In our earlier analysis of the point pattern, we calculated a (pseudo) p-value of around 0.33. The problem with our initial ANN analysis is that we did not account for 1st order effects of the underlying process such as population distribution (a possible covariate). In other words, is the distance observed between Walmart stores a reflection of the attractive/repulsive forces at play when positioning the stores within the state of Massachusetts or is their proximity to one another dictated by some underlying process such as population density distribution?

If we are to assume that population distribution will influence the distribution of Walmart stores, we need to rerun the ANN analysis while controlling for population distribution influence. We do this by instructing the rpoint() function to increase point placement probability at locations with high covariate values (i.e. a high population density area is more likely to receive a random point than a low density area).

n     <- 1999
ann.het <- vector()
for (i in 1:n){
  rand.p   <- rpoint(n = p.km$n, f = rast.km) 
  ann.het[i] <- mean(nndist(rand.p, k = 1))
}

The above loop is almost identical to that of the homogeneous case except with the addition of the f = rast.km argument which defines the intensity of the underlying process (rast.km represents the population density raster). The rpoint function rescales the raster values to a range of [0,1] where 1 designates maximum probability of a pixel receiving a point and 0 minimum (or no) probability of a pixel receiving a point. It’s therefore important to remember that you want the large pixel values to be associated with a greater probability of receiving a point.

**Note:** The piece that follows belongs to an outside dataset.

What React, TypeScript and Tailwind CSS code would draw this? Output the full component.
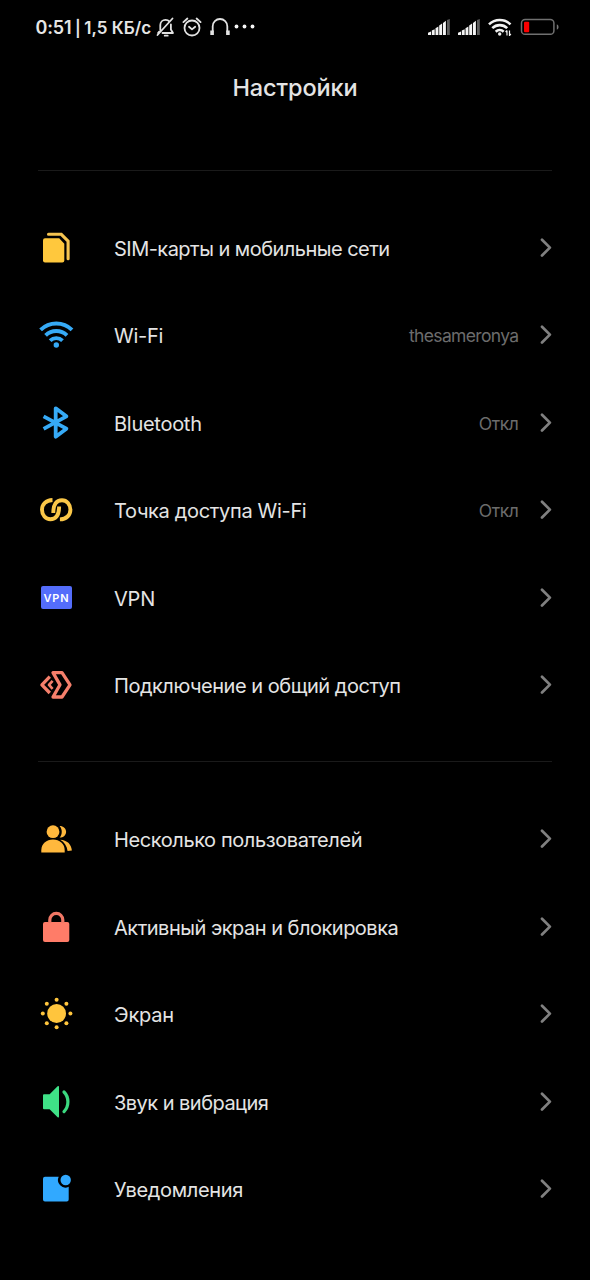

If you want to reverse the relationship, in other words if you want to assign a greater probability of placing a point where you have a small pixel value, simply inverse the pixel values (this can be done in the GIS software or in R via rast.km[] = max(rast.km[]) + min(rast.km[]) - rast.km[]. Note that the covariate raster cannot have negative values, hence the values must still be greater than or equal to 0.

Now, let’s plot the histogram of simulated ANN values:

hist(ann.het, breaks = 40, col = "bisque", 
     xlim = range(ann.p, ann.het), main = NULL)
abline(v = ann.p, col = "blue", lw = 2)

The histogram displays the range of expected ANN values when the placement of Walmart points are dictated by the population distribution.

Our observed ANN value lies to the right of the distribution center suggesting that our observed Walmart is more dispersed than expected under the current hypothesis. This makes sense since you would expect there to be a minimum distance between stores to avoid overlapping markets.

The p-value is thus:

N.greater <- sum(ann.het > ann.p)
p <- min(N.greater + 1, n + 1 - N.greater) / (n +1)
p
[1] 0.001

Note that this is a much smaller p-value than that computed under the homogeneous scenario.

Final note

While the histogram may seem to imply that it’s the observed ANN value that has shifted rightward along the x-axis relative to the hypothesized distribution, it’s really the distribution of expected values under this new hypothesis that gets shifted along the x-axis; The observed ANN value has not changed. The following plot overlays the expected ANN distribution given a homogeneous 1st order process in red and the expected ANN distribution given the inhomogeneous 1st order process in green. The observed ANN value of 13.3 km is constant under both analyses!